Properties of a Cube
A cube is considered a special kind of square prism since all the faces are in the shape of a square and are platonic solid. There are many different properties of a cube just like any other 3D or 2D shape. The properties are:
 A cube has 12 edges, 6 faces, and 8 vertices.
 All the faces of a cube are shaped as a square hence the length, breadth, and height are the same.
 The angles between any two faces or surfaces are 90°.
 The opposite planes or faces in a cube are parallel to each other.
 The opposite edges in a cube are parallel to each other.
 Each of the faces in a cube meets the other four faces.
 Each of the vertices in a cube meets the three faces and three edges.
Net of a Cube
The net of a cube is formed when the 3D figure with the square faces is flattened by separating at the edges making it into a 2D figure. Through the net of the cube, we can clearly see the six faces i.e. the six square faces that combine together at the edges to form a cube. Here is an image for your reference:
Surface Area of a Cube
There are two types of surface areas of a cube  Lateral surface area and Total surface area
Lateral Surface Area of a Cube
The lateral area of a cube is the sum of areas of all side faces of the cube. There are 4 side faces so the sum of areas of all 4 side faces of a cube is its lateral area. The lateral area of a cube is also known as its lateral surface area (LSA), and it is measured in square units.
LSA of a Cube = 4a^{2}
where a is the side length. For more information, you can check this interesting article on lateral area of a cube formula.

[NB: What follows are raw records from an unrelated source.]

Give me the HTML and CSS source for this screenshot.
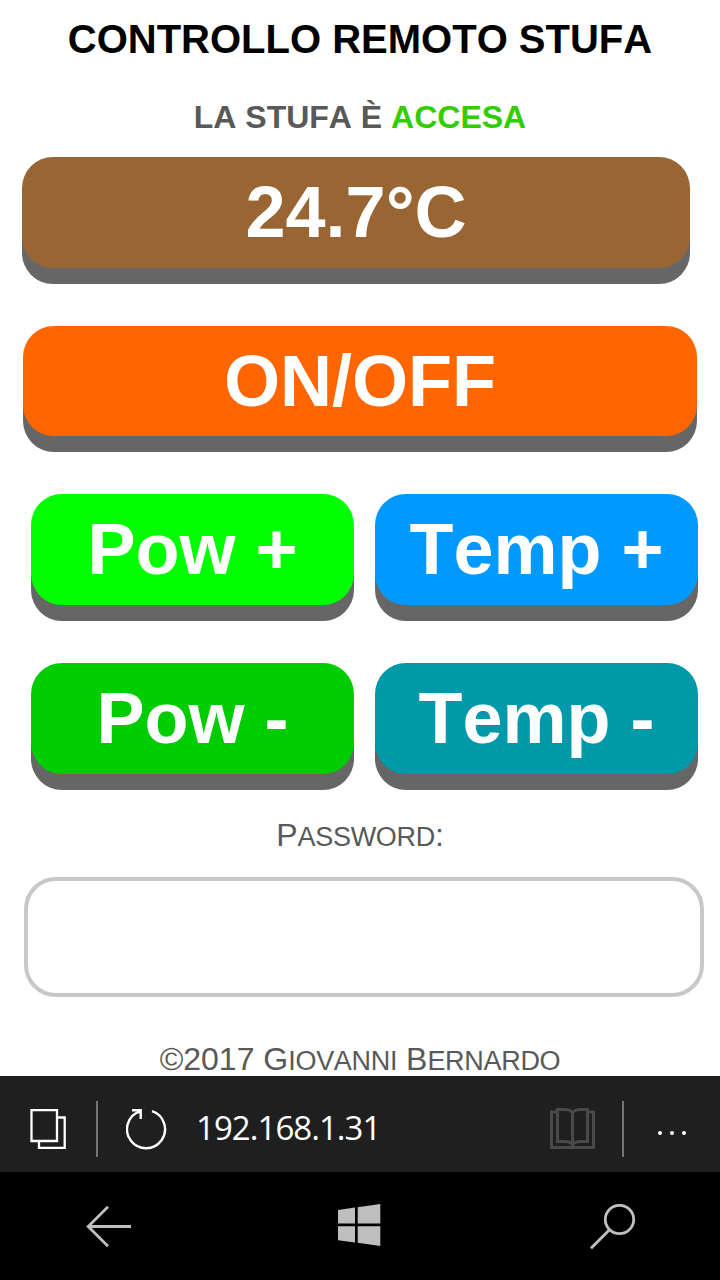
FILE: index.html
```html
<!DOCTYPE html>
<html lang="it">
<head>
<meta charset="utf-8">
<title>Controllo remoto stufa</title>
<link rel="stylesheet" href="styles.css">
</head>
<body>
<main class="page">
  <h1 class="title">CONTROLLO REMOTO STUFA</h1>
  <p class="status">LA STUFA È <span class="status-on">ACCESA</span></p>
  <div class="key key-reading">24.7°C</div>
  <button class="key key-power" type="button">ON/OFF</button>
  <div class="key-grid">
    <button class="key key-pow-up" type="button">Pow +</button>
    <button class="key key-temp-up" type="button">Temp +</button>
    <button class="key key-pow-down" type="button">Pow -</button>
    <button class="key key-temp-down" type="button">Temp -</button>
  </div>
  <label class="caption" for="pw">P<span class="small">ASSWORD</span>:</label>
  <input class="password" id="pw" type="password">
  <p class="caption credit">©2017 G<span class="small">IOVANNI</span> B<span class="small">ERNARDO</span></p>
</main>
<nav class="browser-bar">
  <svg class="icon-tabs" width="36" height="40" viewBox="0 0 36 40" fill="none" stroke="#fff" stroke-width="2.3"><path d="M1.500 1.200H27V32H1.500zM27 8.500H34.700V38.800H9V32"/></svg>
  <span class="divider"></span>
  <svg class="icon-reload" width="42" height="42" viewBox="0 0 42 42" fill="none" stroke="#fff" stroke-width="2.4"><path d="M26 3.200A19 19 0 1 1 13.500 3.400"/><path d="M6 2.300H14.700V11M14.700 2.300L12 5"/></svg>
  <span class="address">192.168.1.31</span>
  <svg class="icon-book" width="46" height="43" viewBox="0 0 46 43" fill="none" stroke="#494949" stroke-width="3"><path d="M8 5H1.500V40.500H43.500V5H37"/><path d="M22.500 5.500C20 2.500 17.500 2.500 15 2.500H7.500V34.500H15C18 34.500 20.500 34.500 22.500 38C24.500 34.500 27 34.500 30 34.500H37.500V2.500H30C27.500 2.500 25 2.500 22.500 5.500V38"/></svg>
  <span class="divider divider-end"></span>
  <svg class="icon-more" width="30" height="4" viewBox="0 0 30 4" fill="#fff"><circle cx="2" cy="2" r="2"/><circle cx="14" cy="2" r="2"/><circle cx="26" cy="2" r="2"/></svg>
</nav>
<nav class="phone-bar">
  <svg class="icon-back" width="46" height="42" viewBox="0 0 46 42" fill="none" stroke="#bfbfbf" stroke-width="2.8"><path d="M45 20.500H2M22 .8L2.200 20.500L22 40.200"/></svg>
  <svg class="icon-start" width="43" height="43" viewBox="0 0 43 43" fill="#bfbfbf"><path d="M0 5.900L17 3.600V19.500H0zM19.700 3.200L42.300 0V19.500H19.700zM0 22.300H17V38.500L0 36.200zM19.700 22.300H42.300V42L19.700 38.800z"/></svg>
  <svg class="icon-search" width="46" height="46" viewBox="0 0 46 46" fill="none" stroke="#bfbfbf" stroke-width="2.800"><circle cx="29.500" cy="15.500" r="14.200"/><path d="M19.500 25.800L1 44.300"/></svg>
</nav>
</body>
</html>
```
FILE: styles.css
```css
* { box-sizing: border-box; }

body {
  margin: 0;
  width: 720px;
  height: 1280px;
  display: flex;
  flex-direction: column;
  overflow: hidden;
  background: #fff;
  color: #595959;
  font-family: "Liberation Sans", Arial, sans-serif;
  font-kerning: none;
}

.page {
  height: 1076px;
  flex: none;
  display: flex;
  flex-direction: column;
  align-items: center;
  padding-top: 17px;
}

.title {
  margin: 0;
  font-size: 40px;
  line-height: 44px;
  color: #000;
}

.status {
  margin: 38px 0 22px;
  font-size: 32px;
  line-height: 36px;
  font-weight: bold;
}

.status-on { color: #3c0; }

.key {
  flex: none;
  height: 111px;
  border: 0;
  padding: 0;
  border-radius: 31px;
  box-shadow: 0 16px #666;
  color: #fff;
  font: bold 72px/111px "Liberation Sans", Arial, sans-serif;
  font-kerning: none;
  text-align: center;
}

.key-reading {
  align-self: flex-start;
  width: 668px;
  margin-left: 22px;
  background: #963;
}

.key-power {
  width: 674px;
  height: 110px;
  margin-top: 58px;
  background: #f60;
}

.key-grid {
  align-self: flex-start;
  display: grid;
  grid-template-columns: 323px 323px;
  gap: 58px 21px;
  margin: 58px 0 0 31px;
}

.key-pow-up { background: #0f0; }
.key-temp-up { background: #09f; }
.key-pow-down { background: #0c0; }
.key-temp-down { background: #09a; }

.caption {
  margin: 43px 0 0;
  font-size: 32px;
  line-height: 36px;
}

.small {
  font-size: 27px;
  letter-spacing: -0.3px;
}

.password {
  align-self: flex-start;
  flex: none;
  width: 680px;
  height: 120px;
  margin: 22px 0 0 24px;
  padding: 0 24px;
  border: 4px solid #c8c8c8;
  border-radius: 32px;
  background: #fff;
  font-size: 72px;
}

.credit { margin-top: 44px; }

.browser-bar {
  flex: none;
  height: 96px;
  display: flex;
  align-items: flex-start;
  background: #1f1f1f;
}

.icon-tabs { margin: 33px 0 0 30px; }

.divider {
  width: 2px;
  height: 56px;
  margin: 25px 0 0 30px;
  background: #767676;
}

.icon-reload { margin: 32px 0 0 28px; }

.address {
  width: 354px;
  margin: 28px 0 0 28px;
  color: #fff;
  font: 33px/48px "Open Sans", "Noto Sans", sans-serif;
  letter-spacing: -0.95px;
}

.icon-book { margin: 31px 0 0; }
.divider-end { margin-left: 26px; }
.icon-more { margin: 55px 0 0 34px; }

.phone-bar {
  flex: none;
  height: 108px;
  display: flex;
  align-items: flex-start;
  background: #000;
}

.icon-back { margin: 34px 0 0 86px; }
.icon-start { margin: 32px 0 0 206px; }
.icon-search { margin: 32px 0 0 209px; }
```
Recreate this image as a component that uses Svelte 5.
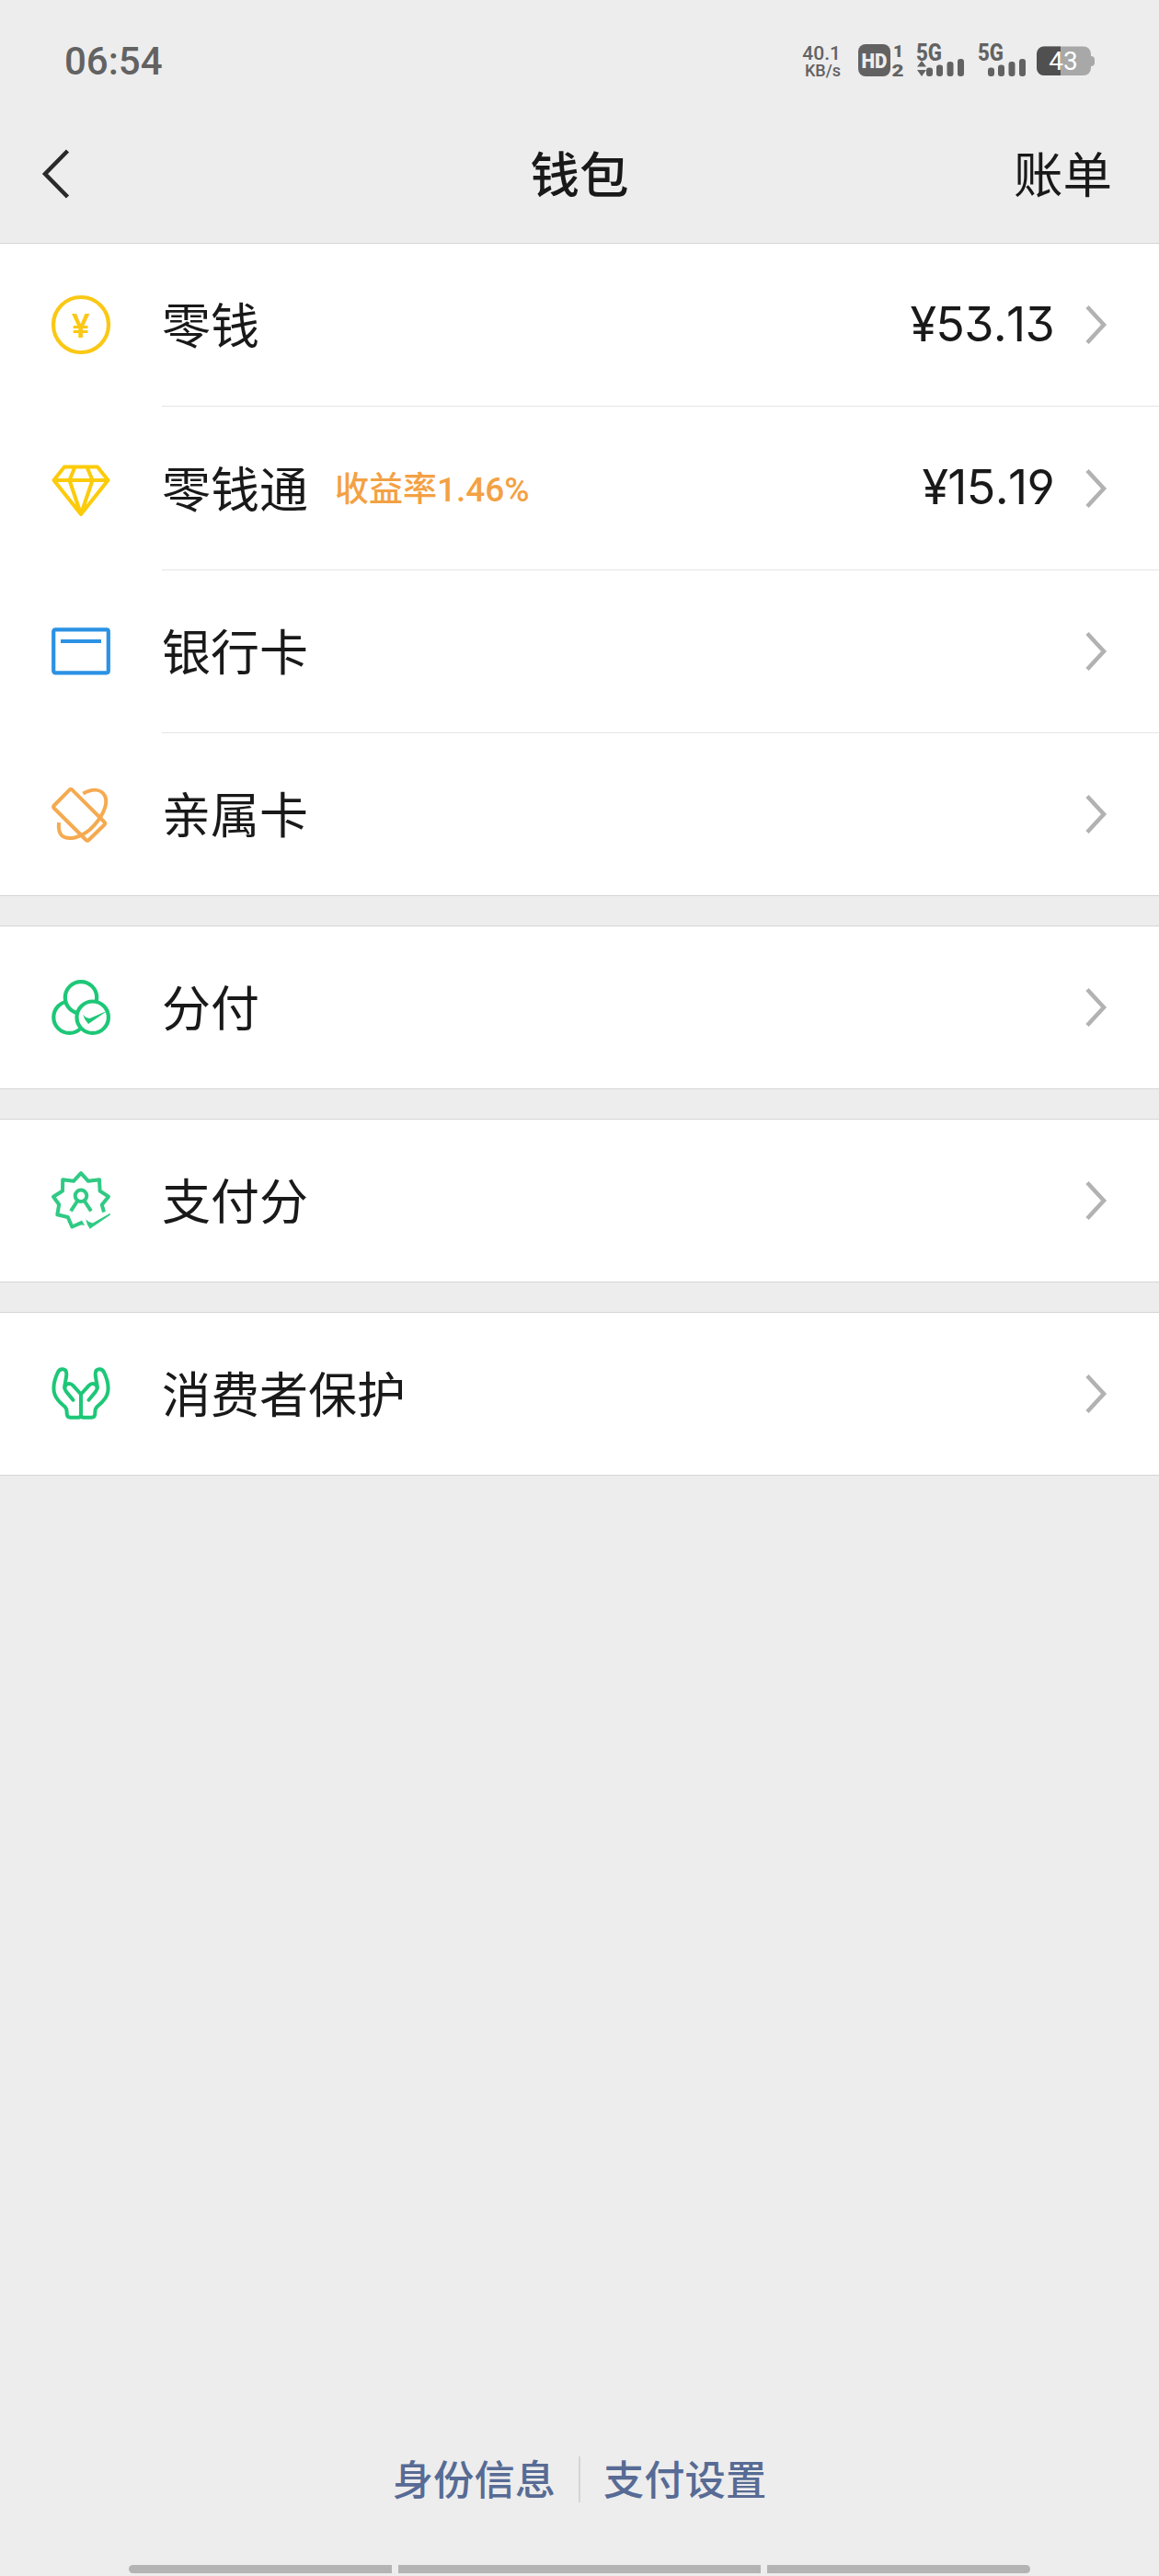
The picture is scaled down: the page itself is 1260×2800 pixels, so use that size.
<script lang="ts">
  interface WalletItem {
    icon: string;
    label: string;
    color: string;
    note?: string;
    amount?: string;
  }

  const groups: WalletItem[][] = [
    [
      { icon: 'coin', label: '零钱', color: '#fac815', amount: '¥53.13' },
      { icon: 'diamond', label: '零钱通', color: '#fccb0a', note: '收益率1.46%', amount: '¥15.19' },
      { icon: 'card', label: '银行卡', color: '#2b92e4' },
      { icon: 'family', label: '亲属卡', color: '#f5aa50' },
    ],
    [{ icon: 'circles', label: '分付', color: '#1dc777' }],
    [{ icon: 'score', label: '支付分', color: '#30ca84' }],
    [{ icon: 'hands', label: '消费者保护', color: '#1dc777' }],
  ];

  const signals = [{ arrows: true }, { arrows: false }];
</script>

<div class="screen">
  <div class="status">
    <span class="time">06:54</span>
    <div class="indicators">
      <div class="speed">
        <span class="rate">40.1</span>
        <span class="unit">KB/s</span>
      </div>
      <svg class="hd" width="50" height="36" viewBox="0 0 50 36">
        <rect x="0" y="0" width="35" height="35" rx="8" fill="#626262" />
        <text x="17.5" y="26" text-anchor="middle" textLength="28" lengthAdjust="spacingAndGlyphs" class="hd-text">HD</text>
        <text x="43.5" y="14" text-anchor="middle" class="sim">1</text>
        <text x="43" y="34.5" text-anchor="middle" textLength="13" lengthAdjust="spacingAndGlyphs" class="sim">2</text>
      </svg>
      {#each signals as s}
        <svg class="signal" width="52" height="36" viewBox="0 0 52 36">
          <text x="-1" y="17.5" textLength="28" lengthAdjust="spacingAndGlyphs" class="net">5G</text>
          {#if s.arrows}
            <path d="M0 24.5 5 18l5 6.500zM0 28h10l-5 7z" />
          {/if}
          <rect x="10" y="25.500" width="7" height="9.500" rx="3" />
          <rect x="21" y="22.500" width="7" height="12.500" rx="3" />
          <rect x="32.500" y="19" width="7" height="16" rx="3" />
          <rect x="44" y="16" width="7" height="19" rx="3" />
        </svg>
      {/each}
      <svg class="battery" width="63" height="33" viewBox="0 0 63 33">
        <rect x="53" y="11" width="10" height="11" rx="4" fill="#a8a8a8" />
        <rect x="0" y="0.500" width="59" height="31.500" rx="8" fill="#a8a8a8" />
        <path d="M26 .5H8a8 8 0 0 0-8 8V24a8 8 0 0 0 8 8h18z" fill="#505050" />
        <text x="29" y="26" text-anchor="middle" class="level">43</text>
      </svg>
    </div>
  </div>

  <header class="nav">
    <svg class="back" width="32" height="56" viewBox="0 0 32 56">
      <path d="M28.500 3 4 28l24.500 25" fill="none" stroke="#2a2a2c" stroke-width="4.500" />
    </svg>
    <h1>钱包</h1>
    <span class="bill">账单</span>
  </header>

  <main>
    {#each groups as group}
      <section class="group">
        {#each group as item (item.label)}
          <div class="row">
            <svg class="icon" width="64" height="64" viewBox="0 0 64 64" fill="none" stroke={item.color} stroke-width="4.2" stroke-linejoin="round">
              {#if item.icon === 'coin'}
                <circle cx="32" cy="32" r="30" />
                <text x="32" y="46" text-anchor="middle" class="yen">¥</text>
              {:else if item.icon === 'diamond'}
                <path d="M14 9.500h36L61.500 24 32 61 2.500 24zM2.500 24h59M25.500 9.500 19.500 24 32 61 44.500 24l-6-14.500" stroke-width="4" />
              {:else if item.icon === 'card'}
                <rect x="2.200" y="8.300" width="59.600" height="47" rx="2" />
                <path d="M10 21h44" />
              {:else if item.icon === 'family'}
                <path d="M19.500 5.600q1.500-1.400 3 0L57.500 40.500q1.500 1.400 0 3L40.500 60q-1.500 1.400-3 0L2.800 25.500q-1.500-1.500 0-3z" stroke-width="4" />
                <path d="M34.300 9.500C45 4 54 4.500 58 12c5 10-5 26-16 36.500C31 58 18 60.500 11.500 55.500 8 52.500 7.300 48 8 41" stroke-width="4" />
              {:else if item.icon === 'circles'}
                <circle cx="19.500" cy="42.700" r="17.200" />
                <circle cx="32" cy="21.300" r="17.200" fill="#fff" />
                <circle cx="44.700" cy="42.700" r="17.200" fill="#fff" />
                <path d="M34 39.500q3 4 7.500 4.500L61 35.500 40 50q-4-4-6-10.500z" fill={item.color} stroke="none" />
              {:else if item.icon === 'score'}
                <path d="M57 44.500 54.800 36.500 62 27.700 52.600 21.500 52 9.200 40 10.800 32 2.200 24 10.800 12.200 9.200 12 21.500 2 27.700 8.200 36.200 6.300 47.300 17.800 50 22.300 60.500 33.500 55.600" stroke-width="4" />
                <path d="M33 53.500 36 59l-5-1z" fill={item.color} stroke="none" />
                <circle cx="32" cy="26.800" r="6.300" stroke-width="4" />
                <path d="M27.800 33 21 43.300M36.200 33l6.800 10.300" stroke-width="4" />
                <path d="M37.300 52.200q3 3.600 7.500 4.300L63.200 46q1.600 0 .4 1.800L41.700 62.800q-3.200-4-4.400-10.600z" fill={item.color} stroke="none" />
              {:else}
                <!-- left hand, mirrored for the right one -->
                {#each ['', 'matrix(-1 0 0 1 64 0)'] as flip}
                  <g transform={flip || undefined} stroke-width="4" stroke-linecap="round">
                    <path d="M32 54.700V32.500L23.500 23.200C20 19.500 14.500 21 14.300 25.500q0 2 2 4.500l7.200 8.700" />
                    <path d="M14.300 25.500c0-6.500 2-9.500 2-15C16.300 4 9 3.500 6.500 9.500 3 17 1.800 24 2.800 30c1.700 9 8.200 12.500 11.700 16 3 3 1.800 5 2.300 8.500q.5 3.200 3.500 3.200H29q3 0 3-3" />
                  </g>
                {/each}
              {/if}
            </svg>
            <div class="body">
              <span class="label">{item.label}</span>
              {#if item.note}
                <span class="note">{item.note}</span>
              {/if}
              {#if item.amount}
                <span class="amount">{item.amount}</span>
              {/if}
              <svg class="chevron" width="24" height="44" viewBox="0 0 24 44">
                <path d="M2 2.500 20 22 2 41.500" fill="none" stroke="#b2b2b2" stroke-width="4.500" />
              </svg>
            </div>
          </div>
        {/each}
      </section>
    {/each}
  </main>

  <footer>
    <div class="links">
      <span>身份信息</span>
      <i></i>
      <span>支付设置</span>
    </div>
    <div class="gesture">
      <b></b>
      <b class="wide"></b>
      <b></b>
    </div>
  </footer>
</div>

<style>
  :global(body) {
    margin: 0;
    background: #ededed;
  }
  .screen {
    display: flex;
    flex-direction: column;
    width: 1260px;
    height: 2800px;
    box-sizing: border-box;
    overflow: hidden;
    background: #ededed;
    color: #191919;
    font-family: "Noto Sans CJK SC", sans-serif;
  }

  .status {
    display: flex;
    align-items: center;
    justify-content: space-between;
    height: 132px;
    padding: 0 70px;
    box-sizing: border-box;
    color: #626262;
    font-family: Roboto, sans-serif;
  }
  .time {
    font-size: 42px;
    font-weight: 500;
  }
  .indicators { display: flex; align-items: center; }
  .indicators svg { overflow: visible; }
  .speed {
    display: flex;
    flex-direction: column;
    align-items: flex-end;
    margin: 2px 19px 0 0;
    font-weight: 500;
  }
  .rate { font-size: 21px; line-height: 19px; }
  .unit { font-size: 18px; line-height: 17px; }
  .hd { margin-right: 14px; }
  .hd-text {
    fill: #ededed;
    font-size: 22px;
    font-weight: 900;
  }
  .sim { fill: #626262; font-size: 19px; font-weight: 900; }
  .signal { margin-right: 15px; fill: #626262; }
  .signal + .battery { margin-left: -4px; }
  .net { font-size: 25px; font-weight: 800; }
  .level { fill: #fff; font-size: 28px; }

  .nav {
    display: grid;
    grid-template-columns: 1fr auto 1fr;
    align-items: center;
    height: 132px;
    padding: 0 51px 18px;
    box-sizing: border-box;
    font-size: 53.500px;
    line-height: 76px;
  }
  .back { margin-left: -6px; }
  h1 {
    margin: 0;
    padding-bottom: 4px;
    font-size: 53.500px;
    font-weight: 500;
  }
  .bill {
    justify-self: end;
    padding-bottom: 4px;
  }

  .group {
    border-top: 1px solid #d5d5d5;
    border-bottom: 1px solid #d5d5d5;
    background: #fff;
  }
  .group + .group { margin-top: 32px; }
  .row {
    display: flex;
    align-items: center;
    padding-left: 56px;
  }
  .icon {
    flex: none;
    margin-right: 56px;
    overflow: visible;
  }
  .yen {
    fill: #fac815;
    stroke: none;
    font: 600 36px Inter, sans-serif;
  }
  .body {
    display: flex;
    flex: 1;
    align-items: center;
    height: 176px;
    padding-right: 56px;
  }
  .row + .row .body { border-top: 1px solid #e5e5e5; }
  .row:nth-child(2) .body { height: 177px; }
  .label {
    padding-bottom: 4px;
    font-size: 53px;
    line-height: 76px;
  }
  .note {
    margin-left: 29px;
    padding-bottom: 3px;
    color: #f3a144;
    font-family: Roboto, "Noto Sans CJK SC", sans-serif;
    font-size: 37px;
    font-weight: 500;
  }
  .amount {
    margin-left: auto;
    padding-bottom: 2px;
    font-family: Inter, sans-serif;
    font-size: 52px;
    font-feature-settings: "cv09", "cv04";
    font-kerning: none;
    letter-spacing: -0.700px;
  }
  .chevron { margin-left: auto; }
  .amount + .chevron { margin-left: 34px; }

  footer {
    display: flex;
    flex-direction: column;
    align-items: center;
    margin-top: auto;
  }
  .links {
    display: flex;
    align-items: center;
    gap: 25px;
    margin-bottom: 60px;
    color: #576b95;
    font-size: 44.300px;
    font-weight: 500;
    line-height: 64px;
  }
  .links span { padding-bottom: 3px; }
  .links i {
    width: 2px;
    height: 50px;
    background: #d5d5d5;
  }
  .gesture {
    display: flex;
    gap: 7px;
    margin-bottom: 3px;
  }
  .gesture b {
    width: 286px;
    height: 9px;
    border-radius: 5px 0 0 5px;
    background: #b4b4b4;
  }
  .gesture .wide {
    width: 394px;
    border-radius: 0;
  }
  .gesture .wide + b { border-radius: 0 5px 5px 0; }
</style>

Total Surface Area of a Cube
The total surface area of the cube will be the sum of the area of the base and the area of vertical surfaces of the cube. Since all the faces of the cube are made up of squares of the same dimensions then the total surface area of the cube will be the surface area of one face added five times to itself. It is measured as the "number of square units" (square centimeters, square inches, square feet, etc.). Therefore, the formula to find the surface area of a cube is:
Total Surface Area (TSA) of a Cube = 6a^{2}
where a is the side length. For more information, you can check out this interesting article on surface area of cube.
Volume of a Cube
The volume of a cube is the space occupied by the cube. The volume of a cube can be found out by finding the cube of the side length of the cube. To determine the volume of a cube, there are different formulas based on different parameters. It can be calculated using the side length or the measure of the cube's diagonal and it is expressed in cubic units of length. Hence, the two different formulas to find the volume of the cube are:
The Volume of a Cube (based on side length) = a^{3 }where a is the length of the side of a cube
The volume of a Cube (based on diagonal) = (√3×d^{3})/9 where d is the length of the diagonal of a cube
You can read more on the volume formula by reading this interesting article on volume of cube.
Let us have a look at a few solved examples on cube for a better understanding.
Solved Examples on Cube

Example 1: What is the amount of water is stored in one icecube of side length 5 in?
Solution:
Given,
Length of the icecube = 5 inches
Amount of water stored in the icecube = Volume of the cube
Therefore, the volume of the icecube = 5 × 5 × 5 in^{3}
= 125 in^{3}
Answer: The amount of water in the ice is 125 in^{3}.

Example 2: Find the total surface area of the cube if the length of the side of the cube is 25 in.
Solution:
Length of the side of the cube, a = 25 in
Using the formula for the area of the cube, which is: A = 6a^{2}
A = 6 × 25 × 25
A = 3750
Answer: The surface area of the cube is 3750 square inches.
FAQs on Cube
Why Is a Cube Called a Regular Hexahedron?
A regular hexahedron is a threedimensional object with 6 congruent faces. Thus, a cube is called a regular hexahedron.
What Is the Formula For the Lateral Area of a Cube?
The lateral area of a cube can be calculated given its edge length. The lateral area of a cube of edge length 'x' is 4x^{2} square units.
How Do You Find the Lateral Area of a Cube?
The lateral area of a cube of edge length 'x' can be obtained by adding the areas of 4 side faces. Thus, the lateral area of the cube = x^{2} + x^{2} + x^{2} + x^{2} = 4x^{2}.
What Is the Difference Between the Surface Area and Lateral Area of a Cube?
The surface area (or) total surface area (TSA) of a cube is the sum of areas of all faces whereas the lateral surface area (LSA) is only the sum of the 4 side faces of the cube. If 'x' is the edge length of the cube, then
 Total Surface Area (TSA) = 6x^{2}
 Lateral Surface Area (LSA) = 4x^{2}
What Is Surface Area and Area?
Usually, the term "area" is used to represent the space enclosed by a twodimensional object. The "surface area" is used to represent the sum of the areas of all faces of a threedimensional object.
What Is the Volume of a Cube?
The volume of a cube can be calculated given the side length. The volume of a cube is a^{3}, where a is the length of the side of the cube.
What Is the Formula to Find the Area of the Base of a Cube?
The formula to find the area of the base of a cube is a^{2}, where a is the length of the side of the cube.
What Do the 5 Platonic Solids Represent?
The cube represents the earth, the octahedron represents the air, the tetrahedron represents the fire, the icosahedron represents the water, and the dodecahedron represents the universe.